I identify and empathize with that role. I have spent years trying to find a way to help others without tearing myself to shreds in the process. There are good days and there are bad days....

The change of thinking that benefited me most so far was to stop trying to please people and start thinking of whether this person is pleasing me. In dealing with people, I am trying to change my thought patterns from one of "I hope they like me, or at least understand me" to "Do I like them? Do I want to spend any more time trying to work with this turkey?" That thinking puts me in the drivers seat of my emotions; changing the focus from the other to me. Strangely enough, I think I do a better job interacting with people by taking on that way of thinking too.

I read a Tom Waits quote one time that also typified the way I want to think of myself

"I ain't no extra baby, I'm a leading man."

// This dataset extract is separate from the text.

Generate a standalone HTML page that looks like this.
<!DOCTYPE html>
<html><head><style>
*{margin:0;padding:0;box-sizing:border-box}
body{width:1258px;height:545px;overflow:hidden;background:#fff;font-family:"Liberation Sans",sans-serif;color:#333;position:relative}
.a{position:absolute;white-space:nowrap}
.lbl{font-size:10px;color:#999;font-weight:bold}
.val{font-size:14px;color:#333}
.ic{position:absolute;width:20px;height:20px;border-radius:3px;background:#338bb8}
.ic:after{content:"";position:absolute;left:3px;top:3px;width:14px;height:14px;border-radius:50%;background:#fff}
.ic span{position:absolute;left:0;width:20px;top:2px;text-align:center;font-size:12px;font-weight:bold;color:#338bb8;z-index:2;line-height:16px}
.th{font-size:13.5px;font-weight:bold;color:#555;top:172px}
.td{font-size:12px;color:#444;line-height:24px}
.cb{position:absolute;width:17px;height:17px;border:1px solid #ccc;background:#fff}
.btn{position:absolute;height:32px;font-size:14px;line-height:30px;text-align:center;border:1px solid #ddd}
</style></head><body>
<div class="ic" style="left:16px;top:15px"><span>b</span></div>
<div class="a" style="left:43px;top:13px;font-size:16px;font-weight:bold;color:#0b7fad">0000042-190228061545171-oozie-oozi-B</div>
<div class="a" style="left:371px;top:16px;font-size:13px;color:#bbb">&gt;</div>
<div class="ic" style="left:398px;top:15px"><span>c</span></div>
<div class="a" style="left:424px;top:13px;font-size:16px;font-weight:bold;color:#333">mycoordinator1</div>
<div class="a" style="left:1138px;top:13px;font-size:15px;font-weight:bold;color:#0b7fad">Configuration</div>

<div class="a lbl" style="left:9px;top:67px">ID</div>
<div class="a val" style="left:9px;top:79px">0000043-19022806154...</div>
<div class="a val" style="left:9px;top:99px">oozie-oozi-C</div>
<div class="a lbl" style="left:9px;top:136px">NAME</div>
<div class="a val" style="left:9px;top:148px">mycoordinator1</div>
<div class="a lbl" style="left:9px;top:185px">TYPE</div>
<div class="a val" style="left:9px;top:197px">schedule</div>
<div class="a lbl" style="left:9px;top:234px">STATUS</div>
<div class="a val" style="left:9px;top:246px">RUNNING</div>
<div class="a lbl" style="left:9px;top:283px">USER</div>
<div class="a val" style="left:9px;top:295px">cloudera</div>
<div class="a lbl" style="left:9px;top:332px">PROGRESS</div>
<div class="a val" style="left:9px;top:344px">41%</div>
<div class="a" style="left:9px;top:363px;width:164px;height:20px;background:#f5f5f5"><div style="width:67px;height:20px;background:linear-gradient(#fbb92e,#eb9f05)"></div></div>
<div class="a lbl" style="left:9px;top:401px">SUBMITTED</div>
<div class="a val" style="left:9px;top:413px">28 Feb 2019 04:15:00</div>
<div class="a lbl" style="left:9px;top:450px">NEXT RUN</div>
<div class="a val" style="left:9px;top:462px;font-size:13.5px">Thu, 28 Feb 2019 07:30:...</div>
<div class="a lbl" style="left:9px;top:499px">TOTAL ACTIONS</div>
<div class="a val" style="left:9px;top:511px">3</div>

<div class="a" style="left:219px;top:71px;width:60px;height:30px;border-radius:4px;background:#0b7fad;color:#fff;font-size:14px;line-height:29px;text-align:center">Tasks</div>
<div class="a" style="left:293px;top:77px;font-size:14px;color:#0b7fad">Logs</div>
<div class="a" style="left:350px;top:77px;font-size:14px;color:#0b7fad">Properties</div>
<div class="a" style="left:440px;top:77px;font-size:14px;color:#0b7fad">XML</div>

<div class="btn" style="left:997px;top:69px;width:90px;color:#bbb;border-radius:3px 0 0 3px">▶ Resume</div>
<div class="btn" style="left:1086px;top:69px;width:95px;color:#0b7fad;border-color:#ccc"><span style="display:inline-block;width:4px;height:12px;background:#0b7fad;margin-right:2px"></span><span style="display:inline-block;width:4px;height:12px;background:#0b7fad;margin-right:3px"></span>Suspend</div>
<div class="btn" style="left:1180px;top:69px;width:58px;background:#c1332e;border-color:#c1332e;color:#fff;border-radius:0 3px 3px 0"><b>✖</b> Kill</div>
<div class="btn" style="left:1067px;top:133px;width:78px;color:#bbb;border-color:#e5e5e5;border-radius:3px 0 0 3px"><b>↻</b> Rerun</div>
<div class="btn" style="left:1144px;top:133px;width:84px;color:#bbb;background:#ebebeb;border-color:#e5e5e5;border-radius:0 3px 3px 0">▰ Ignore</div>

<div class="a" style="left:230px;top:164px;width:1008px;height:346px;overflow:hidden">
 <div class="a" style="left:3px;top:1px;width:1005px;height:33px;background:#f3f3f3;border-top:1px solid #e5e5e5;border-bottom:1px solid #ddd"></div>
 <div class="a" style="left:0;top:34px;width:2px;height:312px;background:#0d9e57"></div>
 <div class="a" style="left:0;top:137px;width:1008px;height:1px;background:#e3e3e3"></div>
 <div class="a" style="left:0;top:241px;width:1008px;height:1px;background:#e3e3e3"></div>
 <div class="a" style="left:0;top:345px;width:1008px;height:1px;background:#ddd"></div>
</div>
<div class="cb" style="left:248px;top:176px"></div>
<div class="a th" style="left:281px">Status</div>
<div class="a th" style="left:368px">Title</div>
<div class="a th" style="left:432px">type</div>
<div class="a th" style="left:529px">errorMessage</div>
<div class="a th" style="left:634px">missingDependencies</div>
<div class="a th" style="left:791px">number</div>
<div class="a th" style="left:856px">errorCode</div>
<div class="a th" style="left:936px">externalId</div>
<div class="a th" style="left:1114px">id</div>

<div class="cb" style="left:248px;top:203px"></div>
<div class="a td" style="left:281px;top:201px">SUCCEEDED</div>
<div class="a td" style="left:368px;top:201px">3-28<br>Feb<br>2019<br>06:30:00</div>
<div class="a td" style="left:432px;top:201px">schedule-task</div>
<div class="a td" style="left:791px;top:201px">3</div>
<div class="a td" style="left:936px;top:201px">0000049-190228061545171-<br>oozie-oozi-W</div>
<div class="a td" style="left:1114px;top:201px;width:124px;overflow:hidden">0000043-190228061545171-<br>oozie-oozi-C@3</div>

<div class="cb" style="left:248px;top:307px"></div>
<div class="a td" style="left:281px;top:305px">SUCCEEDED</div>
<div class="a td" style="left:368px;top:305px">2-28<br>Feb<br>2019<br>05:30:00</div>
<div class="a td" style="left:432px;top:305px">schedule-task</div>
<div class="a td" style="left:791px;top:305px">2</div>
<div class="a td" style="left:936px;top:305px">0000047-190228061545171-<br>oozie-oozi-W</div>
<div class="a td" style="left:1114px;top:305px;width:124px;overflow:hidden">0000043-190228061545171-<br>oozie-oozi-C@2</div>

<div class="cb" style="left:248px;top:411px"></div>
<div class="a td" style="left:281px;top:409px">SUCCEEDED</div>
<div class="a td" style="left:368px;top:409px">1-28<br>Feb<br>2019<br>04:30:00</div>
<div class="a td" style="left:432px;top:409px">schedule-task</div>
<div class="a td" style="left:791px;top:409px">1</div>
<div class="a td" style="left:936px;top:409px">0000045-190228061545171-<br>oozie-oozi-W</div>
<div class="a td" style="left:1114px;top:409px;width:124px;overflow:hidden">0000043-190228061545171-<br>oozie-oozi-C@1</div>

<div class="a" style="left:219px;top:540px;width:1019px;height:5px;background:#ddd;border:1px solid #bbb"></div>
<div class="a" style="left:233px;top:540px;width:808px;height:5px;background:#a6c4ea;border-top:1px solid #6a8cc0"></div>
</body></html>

One of your sermons helped bouy me in that way of thinking as well. You described death as someone "who doesn't knock, they just come right in and take a seat." That's the sort of authority or gravitas I'd like to carry with me through the day.

I hope you find a paradigm shift that puts your thought and feelings on the same footing that you put others thoughts and feelings....

"Be a little more selfish, it might do you some good." - Talking Heads, "Psychokiller"

WFW said...

Thanks for chiming in. Now who are you? Am I being churlish to think that it is at least ironic to be given advice by anonymous about being more forthright?

Of all the things I do well, reading myself out in public is one of the best. Learned it long ago at the foot of my mother whose anger could be deterred if I went in flagellating myself.

See, that was easy.

I am motivated to think about this right now because of retrospective experience and also because I am revisiting Augustine's Confessions (via a new biography of the man), a document I have read twice and one that has the paradoxical power to increase personal authority by decreasing personal standing.

Confession is a form of exorcism. You name the demon in public and you ever after have to take responsibility for dealing with it.

Presuming you are a member of my current congregation, you have no idea how far I have come in the last two years. Better late than never, right?